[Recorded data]
===============

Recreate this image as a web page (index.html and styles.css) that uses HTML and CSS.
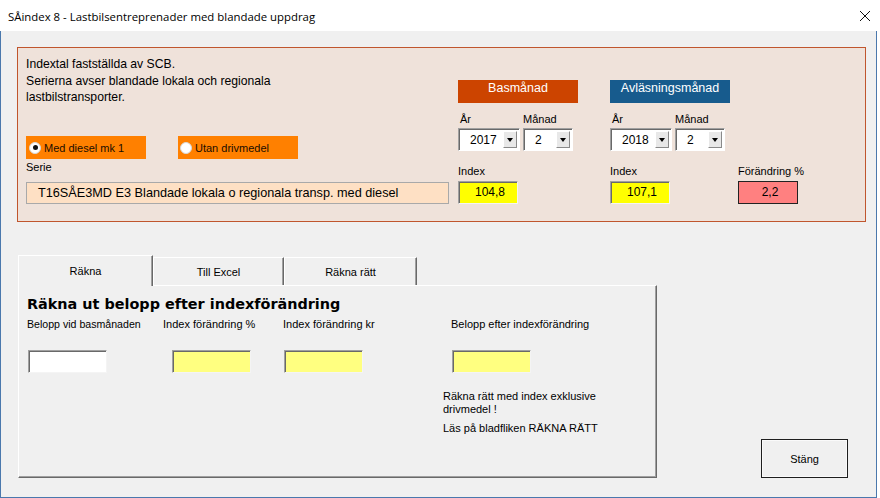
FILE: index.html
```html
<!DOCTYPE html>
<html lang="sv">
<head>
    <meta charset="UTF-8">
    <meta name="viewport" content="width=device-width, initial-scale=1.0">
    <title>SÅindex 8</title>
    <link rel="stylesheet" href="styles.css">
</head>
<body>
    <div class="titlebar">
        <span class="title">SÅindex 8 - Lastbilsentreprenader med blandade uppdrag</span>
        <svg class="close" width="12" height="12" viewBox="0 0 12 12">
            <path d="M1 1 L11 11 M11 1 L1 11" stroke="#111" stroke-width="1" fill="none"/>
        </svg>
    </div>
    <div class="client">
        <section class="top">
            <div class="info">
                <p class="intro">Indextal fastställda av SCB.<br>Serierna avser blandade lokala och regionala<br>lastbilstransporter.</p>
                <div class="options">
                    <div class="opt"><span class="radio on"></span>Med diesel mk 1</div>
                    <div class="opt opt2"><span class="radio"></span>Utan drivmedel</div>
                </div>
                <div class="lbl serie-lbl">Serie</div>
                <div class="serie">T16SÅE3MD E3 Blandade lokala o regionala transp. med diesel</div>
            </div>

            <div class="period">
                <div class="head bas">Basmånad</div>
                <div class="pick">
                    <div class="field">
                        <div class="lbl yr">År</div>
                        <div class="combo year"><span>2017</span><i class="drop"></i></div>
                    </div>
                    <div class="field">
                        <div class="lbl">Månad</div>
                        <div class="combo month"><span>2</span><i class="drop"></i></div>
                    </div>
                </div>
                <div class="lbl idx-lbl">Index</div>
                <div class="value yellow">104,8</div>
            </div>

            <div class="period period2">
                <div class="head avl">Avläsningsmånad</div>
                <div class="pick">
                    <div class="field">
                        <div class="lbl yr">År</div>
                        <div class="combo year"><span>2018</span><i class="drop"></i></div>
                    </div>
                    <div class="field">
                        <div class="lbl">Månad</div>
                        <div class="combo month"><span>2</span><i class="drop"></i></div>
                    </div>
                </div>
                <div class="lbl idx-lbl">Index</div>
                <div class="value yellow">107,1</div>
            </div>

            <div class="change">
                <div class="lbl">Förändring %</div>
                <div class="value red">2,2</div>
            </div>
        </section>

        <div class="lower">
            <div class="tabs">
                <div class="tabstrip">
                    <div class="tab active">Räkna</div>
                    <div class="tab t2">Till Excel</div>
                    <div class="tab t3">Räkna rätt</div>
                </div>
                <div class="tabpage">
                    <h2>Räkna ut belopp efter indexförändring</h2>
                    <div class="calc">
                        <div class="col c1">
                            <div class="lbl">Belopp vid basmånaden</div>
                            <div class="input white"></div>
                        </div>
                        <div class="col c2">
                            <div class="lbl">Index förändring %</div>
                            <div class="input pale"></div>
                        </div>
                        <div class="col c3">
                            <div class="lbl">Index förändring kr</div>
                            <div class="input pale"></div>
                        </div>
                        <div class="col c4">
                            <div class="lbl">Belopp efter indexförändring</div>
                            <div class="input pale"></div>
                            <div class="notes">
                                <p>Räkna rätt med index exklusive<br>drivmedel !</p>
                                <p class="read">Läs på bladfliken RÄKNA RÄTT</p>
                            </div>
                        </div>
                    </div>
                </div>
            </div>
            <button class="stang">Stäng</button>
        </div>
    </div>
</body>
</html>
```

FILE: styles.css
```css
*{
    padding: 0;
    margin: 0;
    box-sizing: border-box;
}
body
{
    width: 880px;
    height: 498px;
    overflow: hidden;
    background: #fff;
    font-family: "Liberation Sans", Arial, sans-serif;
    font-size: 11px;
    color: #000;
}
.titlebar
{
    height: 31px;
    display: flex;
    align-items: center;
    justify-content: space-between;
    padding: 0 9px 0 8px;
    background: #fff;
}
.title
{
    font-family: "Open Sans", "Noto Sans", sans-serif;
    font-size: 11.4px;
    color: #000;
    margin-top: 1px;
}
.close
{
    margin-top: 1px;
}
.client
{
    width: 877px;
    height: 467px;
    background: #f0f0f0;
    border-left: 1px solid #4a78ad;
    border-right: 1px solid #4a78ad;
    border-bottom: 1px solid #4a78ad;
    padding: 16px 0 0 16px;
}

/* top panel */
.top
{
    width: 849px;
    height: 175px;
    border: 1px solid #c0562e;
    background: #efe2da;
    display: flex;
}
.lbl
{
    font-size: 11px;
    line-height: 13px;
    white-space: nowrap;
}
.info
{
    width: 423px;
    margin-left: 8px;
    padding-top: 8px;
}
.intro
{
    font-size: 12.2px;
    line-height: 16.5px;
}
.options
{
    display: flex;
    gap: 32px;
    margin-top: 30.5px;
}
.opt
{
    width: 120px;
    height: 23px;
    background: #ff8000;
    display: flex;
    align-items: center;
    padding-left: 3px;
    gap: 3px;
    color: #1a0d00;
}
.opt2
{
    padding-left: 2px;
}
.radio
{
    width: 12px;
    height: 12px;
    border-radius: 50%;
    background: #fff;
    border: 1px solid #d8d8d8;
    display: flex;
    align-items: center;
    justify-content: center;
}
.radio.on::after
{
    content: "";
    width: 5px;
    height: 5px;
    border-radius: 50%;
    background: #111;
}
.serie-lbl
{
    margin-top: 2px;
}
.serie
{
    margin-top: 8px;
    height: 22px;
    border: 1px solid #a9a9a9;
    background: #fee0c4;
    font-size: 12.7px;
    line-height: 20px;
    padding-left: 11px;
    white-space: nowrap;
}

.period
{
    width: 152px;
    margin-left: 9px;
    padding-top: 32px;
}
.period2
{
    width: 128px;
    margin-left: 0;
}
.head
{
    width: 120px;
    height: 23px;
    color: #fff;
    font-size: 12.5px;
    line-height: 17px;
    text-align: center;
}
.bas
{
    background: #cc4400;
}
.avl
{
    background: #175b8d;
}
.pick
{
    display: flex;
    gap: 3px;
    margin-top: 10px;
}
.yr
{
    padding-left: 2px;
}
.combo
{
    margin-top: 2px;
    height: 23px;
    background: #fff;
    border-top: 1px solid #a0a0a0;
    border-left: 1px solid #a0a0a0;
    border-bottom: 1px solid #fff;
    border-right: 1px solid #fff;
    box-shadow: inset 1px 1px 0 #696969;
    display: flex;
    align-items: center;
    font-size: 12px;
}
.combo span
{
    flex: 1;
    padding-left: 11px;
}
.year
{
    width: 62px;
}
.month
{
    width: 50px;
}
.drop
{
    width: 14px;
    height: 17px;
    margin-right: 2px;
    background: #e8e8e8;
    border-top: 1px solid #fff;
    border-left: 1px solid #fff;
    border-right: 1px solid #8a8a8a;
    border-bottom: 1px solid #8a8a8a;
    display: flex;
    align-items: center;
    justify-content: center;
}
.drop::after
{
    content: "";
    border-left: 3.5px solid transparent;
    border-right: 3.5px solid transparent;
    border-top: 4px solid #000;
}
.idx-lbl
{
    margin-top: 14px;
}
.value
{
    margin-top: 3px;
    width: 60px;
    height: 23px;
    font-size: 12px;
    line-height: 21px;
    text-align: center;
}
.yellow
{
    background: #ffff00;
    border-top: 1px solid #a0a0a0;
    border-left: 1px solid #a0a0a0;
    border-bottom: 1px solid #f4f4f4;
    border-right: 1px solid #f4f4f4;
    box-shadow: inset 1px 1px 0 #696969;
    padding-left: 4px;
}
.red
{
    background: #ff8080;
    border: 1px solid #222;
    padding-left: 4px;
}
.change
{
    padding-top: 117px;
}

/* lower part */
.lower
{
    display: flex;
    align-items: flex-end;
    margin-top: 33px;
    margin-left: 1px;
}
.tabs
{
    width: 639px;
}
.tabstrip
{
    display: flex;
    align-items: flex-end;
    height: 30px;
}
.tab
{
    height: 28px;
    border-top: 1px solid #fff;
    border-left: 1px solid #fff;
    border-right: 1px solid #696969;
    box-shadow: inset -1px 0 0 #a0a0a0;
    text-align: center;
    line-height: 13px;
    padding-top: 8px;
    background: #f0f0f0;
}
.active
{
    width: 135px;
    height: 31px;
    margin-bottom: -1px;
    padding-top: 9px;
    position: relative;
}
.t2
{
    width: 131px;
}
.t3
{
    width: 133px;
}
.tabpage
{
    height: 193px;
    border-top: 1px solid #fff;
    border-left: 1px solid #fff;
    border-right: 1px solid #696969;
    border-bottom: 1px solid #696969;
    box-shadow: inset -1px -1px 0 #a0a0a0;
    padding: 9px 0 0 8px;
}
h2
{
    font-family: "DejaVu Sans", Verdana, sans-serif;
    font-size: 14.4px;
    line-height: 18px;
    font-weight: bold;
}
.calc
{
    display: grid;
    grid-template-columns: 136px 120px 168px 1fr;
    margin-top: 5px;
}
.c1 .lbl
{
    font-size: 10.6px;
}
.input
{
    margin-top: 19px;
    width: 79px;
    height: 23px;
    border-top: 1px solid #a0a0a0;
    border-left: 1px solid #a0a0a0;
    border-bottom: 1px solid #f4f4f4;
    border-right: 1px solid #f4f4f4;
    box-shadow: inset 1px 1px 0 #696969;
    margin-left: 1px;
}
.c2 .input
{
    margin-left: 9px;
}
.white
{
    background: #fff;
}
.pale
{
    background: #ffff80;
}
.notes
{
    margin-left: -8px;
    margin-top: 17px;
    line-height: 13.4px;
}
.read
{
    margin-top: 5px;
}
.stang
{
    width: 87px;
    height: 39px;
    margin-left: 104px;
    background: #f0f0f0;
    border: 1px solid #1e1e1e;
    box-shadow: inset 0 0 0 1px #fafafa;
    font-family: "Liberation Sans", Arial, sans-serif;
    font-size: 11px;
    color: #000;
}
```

===============

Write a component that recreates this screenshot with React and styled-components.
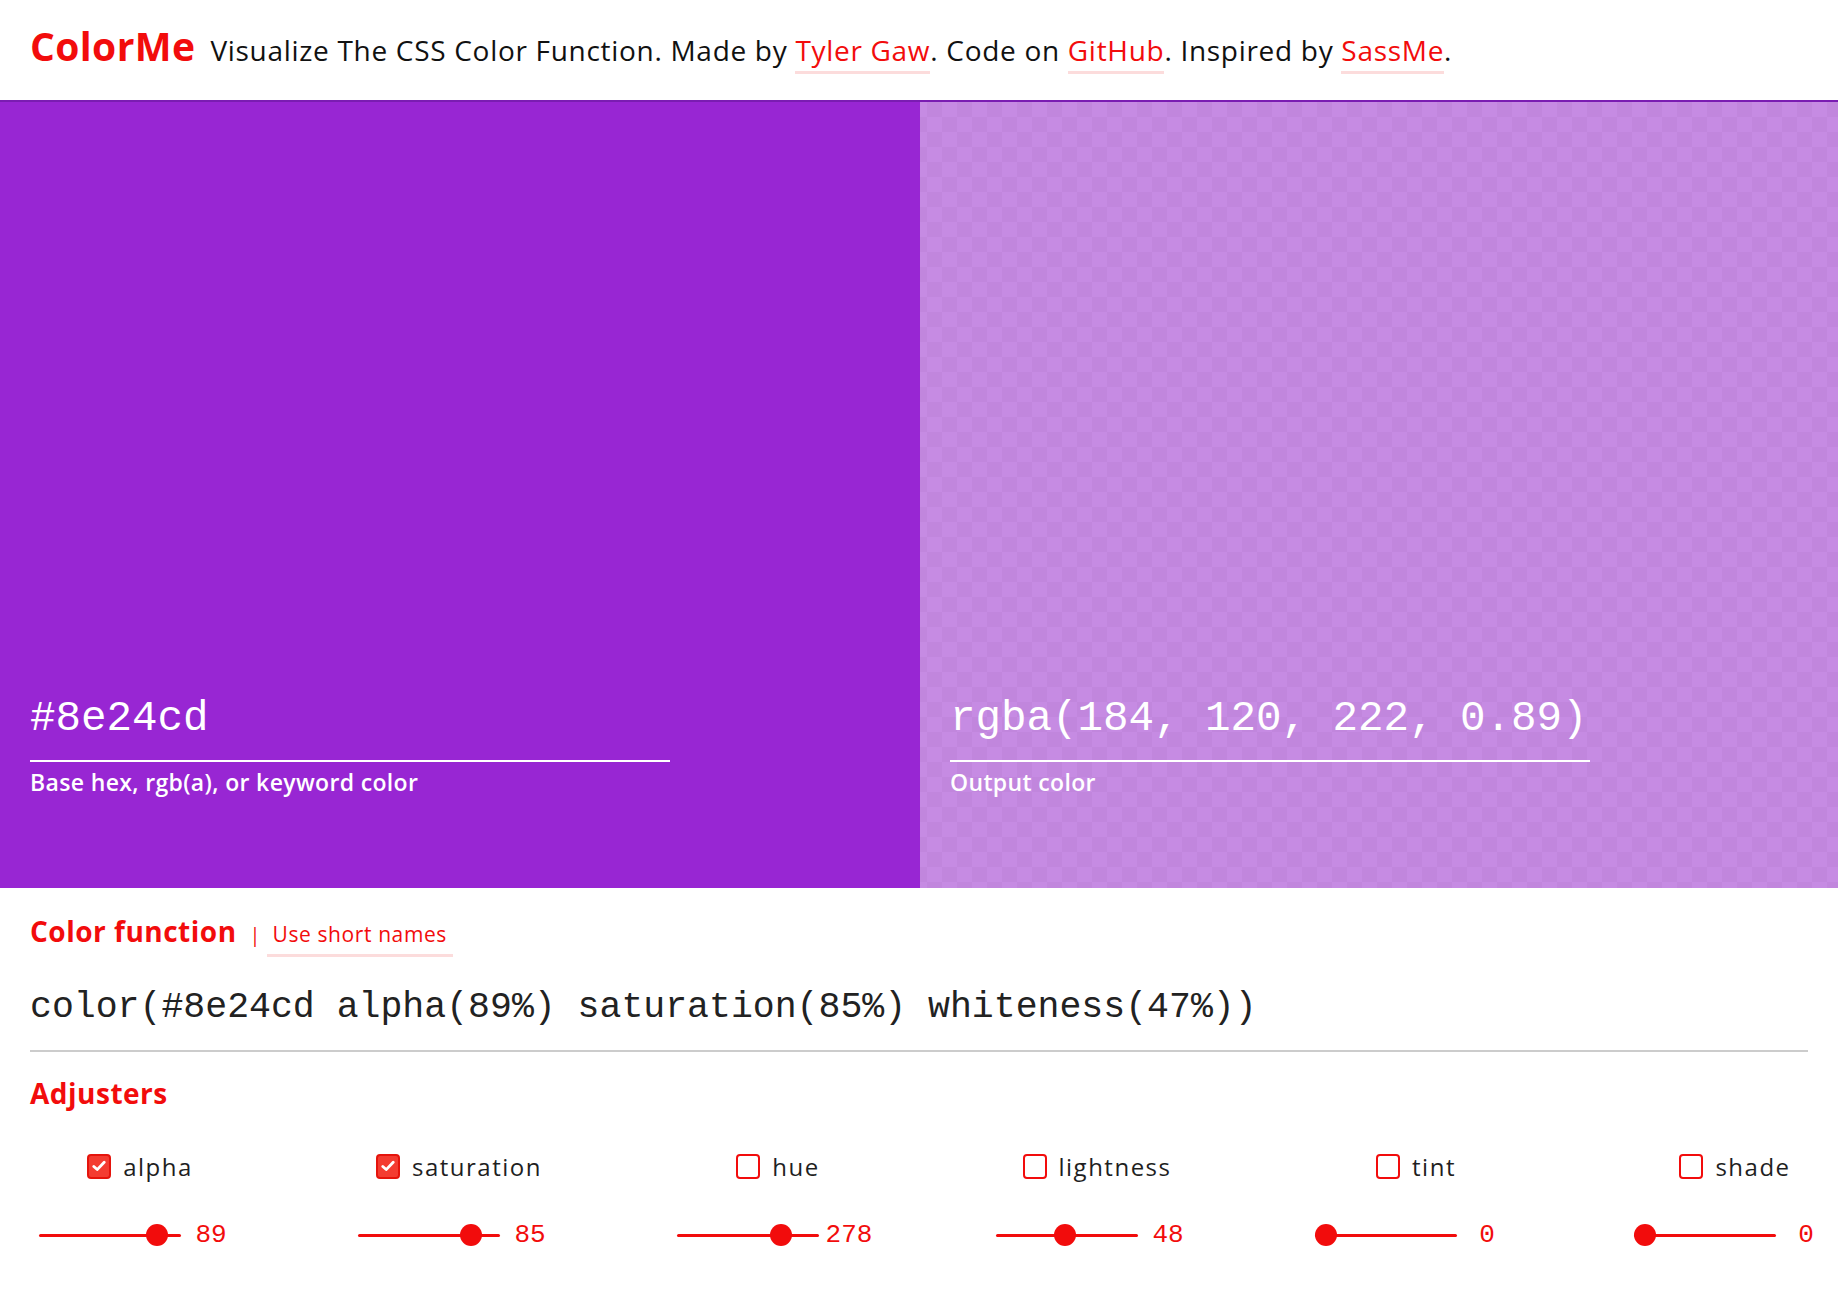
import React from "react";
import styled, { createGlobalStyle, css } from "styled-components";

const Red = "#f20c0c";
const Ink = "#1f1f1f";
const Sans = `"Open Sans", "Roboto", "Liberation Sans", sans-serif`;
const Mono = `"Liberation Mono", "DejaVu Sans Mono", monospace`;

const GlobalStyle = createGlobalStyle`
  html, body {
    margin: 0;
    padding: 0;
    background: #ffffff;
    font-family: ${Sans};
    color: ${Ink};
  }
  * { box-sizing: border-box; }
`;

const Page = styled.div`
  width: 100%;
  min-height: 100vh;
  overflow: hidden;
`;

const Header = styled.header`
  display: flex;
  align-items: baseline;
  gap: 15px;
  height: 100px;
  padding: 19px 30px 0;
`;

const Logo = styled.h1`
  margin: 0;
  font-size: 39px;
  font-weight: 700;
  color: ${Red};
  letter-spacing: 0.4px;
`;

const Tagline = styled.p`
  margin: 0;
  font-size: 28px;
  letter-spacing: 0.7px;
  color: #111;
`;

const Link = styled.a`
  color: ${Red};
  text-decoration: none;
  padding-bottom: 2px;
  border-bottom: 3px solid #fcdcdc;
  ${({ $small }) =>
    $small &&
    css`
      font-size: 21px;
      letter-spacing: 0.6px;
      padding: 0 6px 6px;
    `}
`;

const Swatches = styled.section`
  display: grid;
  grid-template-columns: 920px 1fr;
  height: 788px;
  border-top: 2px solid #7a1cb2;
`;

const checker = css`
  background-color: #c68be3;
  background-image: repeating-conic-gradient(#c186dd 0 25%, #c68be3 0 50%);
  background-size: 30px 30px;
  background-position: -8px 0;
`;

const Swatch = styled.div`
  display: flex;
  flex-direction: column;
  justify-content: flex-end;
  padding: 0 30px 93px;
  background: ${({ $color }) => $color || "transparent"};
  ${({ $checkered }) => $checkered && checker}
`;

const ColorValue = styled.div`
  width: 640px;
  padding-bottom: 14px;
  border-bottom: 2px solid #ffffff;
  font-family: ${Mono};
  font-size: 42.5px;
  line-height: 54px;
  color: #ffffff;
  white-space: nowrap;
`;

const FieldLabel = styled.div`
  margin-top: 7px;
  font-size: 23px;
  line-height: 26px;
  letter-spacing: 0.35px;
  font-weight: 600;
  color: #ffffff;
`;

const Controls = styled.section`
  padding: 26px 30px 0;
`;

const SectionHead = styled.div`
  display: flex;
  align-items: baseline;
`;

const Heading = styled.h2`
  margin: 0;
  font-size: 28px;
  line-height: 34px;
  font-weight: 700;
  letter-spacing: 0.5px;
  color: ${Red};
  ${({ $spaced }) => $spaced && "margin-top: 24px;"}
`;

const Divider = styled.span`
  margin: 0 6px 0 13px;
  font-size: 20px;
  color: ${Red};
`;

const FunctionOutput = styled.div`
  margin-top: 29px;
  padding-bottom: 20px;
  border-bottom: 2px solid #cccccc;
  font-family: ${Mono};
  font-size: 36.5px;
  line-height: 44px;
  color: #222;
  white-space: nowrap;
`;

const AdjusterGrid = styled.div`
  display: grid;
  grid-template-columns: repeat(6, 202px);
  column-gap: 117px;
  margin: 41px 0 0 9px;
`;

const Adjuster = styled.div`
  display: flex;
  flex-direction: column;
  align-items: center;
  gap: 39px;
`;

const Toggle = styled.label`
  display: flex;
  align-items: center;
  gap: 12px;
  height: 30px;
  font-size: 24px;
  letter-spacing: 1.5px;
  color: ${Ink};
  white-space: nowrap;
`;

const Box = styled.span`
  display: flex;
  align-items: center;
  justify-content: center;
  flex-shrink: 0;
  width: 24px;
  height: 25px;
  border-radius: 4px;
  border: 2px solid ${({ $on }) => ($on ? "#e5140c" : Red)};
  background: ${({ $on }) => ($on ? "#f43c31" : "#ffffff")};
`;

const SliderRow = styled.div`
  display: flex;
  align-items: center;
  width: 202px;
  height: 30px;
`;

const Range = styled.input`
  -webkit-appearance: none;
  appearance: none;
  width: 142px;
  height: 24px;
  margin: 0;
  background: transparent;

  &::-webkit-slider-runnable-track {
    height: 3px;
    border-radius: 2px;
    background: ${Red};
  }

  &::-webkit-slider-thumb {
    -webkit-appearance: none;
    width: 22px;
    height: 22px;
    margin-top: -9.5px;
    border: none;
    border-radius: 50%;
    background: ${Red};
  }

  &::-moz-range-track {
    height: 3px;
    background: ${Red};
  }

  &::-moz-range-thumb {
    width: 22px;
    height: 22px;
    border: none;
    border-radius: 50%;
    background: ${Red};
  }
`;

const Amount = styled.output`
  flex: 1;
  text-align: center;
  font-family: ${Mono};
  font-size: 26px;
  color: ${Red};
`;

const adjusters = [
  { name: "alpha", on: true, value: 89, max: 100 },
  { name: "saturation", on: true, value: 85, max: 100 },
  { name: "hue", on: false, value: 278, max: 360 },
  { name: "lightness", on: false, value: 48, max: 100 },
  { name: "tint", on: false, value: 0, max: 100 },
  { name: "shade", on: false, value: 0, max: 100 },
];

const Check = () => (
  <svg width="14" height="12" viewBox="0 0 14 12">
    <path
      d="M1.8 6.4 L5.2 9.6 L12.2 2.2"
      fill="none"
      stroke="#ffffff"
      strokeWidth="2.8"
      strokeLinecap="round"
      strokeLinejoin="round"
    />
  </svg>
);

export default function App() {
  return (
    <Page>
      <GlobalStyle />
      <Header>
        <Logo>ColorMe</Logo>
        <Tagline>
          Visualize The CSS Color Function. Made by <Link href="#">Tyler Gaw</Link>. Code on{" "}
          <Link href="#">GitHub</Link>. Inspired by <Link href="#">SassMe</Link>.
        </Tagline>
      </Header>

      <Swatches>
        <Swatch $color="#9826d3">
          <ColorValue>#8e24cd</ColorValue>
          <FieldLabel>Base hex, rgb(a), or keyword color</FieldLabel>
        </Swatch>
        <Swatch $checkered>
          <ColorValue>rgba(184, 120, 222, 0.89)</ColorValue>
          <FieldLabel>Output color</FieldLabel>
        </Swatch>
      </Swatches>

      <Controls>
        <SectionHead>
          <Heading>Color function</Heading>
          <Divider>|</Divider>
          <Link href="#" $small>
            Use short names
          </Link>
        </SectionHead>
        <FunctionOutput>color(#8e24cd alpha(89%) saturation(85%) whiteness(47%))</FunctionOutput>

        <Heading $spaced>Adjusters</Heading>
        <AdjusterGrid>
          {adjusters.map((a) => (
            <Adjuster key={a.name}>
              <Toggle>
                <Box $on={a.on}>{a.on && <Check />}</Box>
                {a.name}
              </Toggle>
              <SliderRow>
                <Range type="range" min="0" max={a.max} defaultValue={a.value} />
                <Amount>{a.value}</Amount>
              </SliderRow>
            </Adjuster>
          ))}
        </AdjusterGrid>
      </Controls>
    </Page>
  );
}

===============

GIVEN REQUEST: Reproduce each line of the material containing the word "that".

ANSWER TO THE PROBLEM:
Recreate this image as a web page (index.html and styles.css) that uses HTML and CSS.
Write a component that recreates this screenshot with React and styled-components.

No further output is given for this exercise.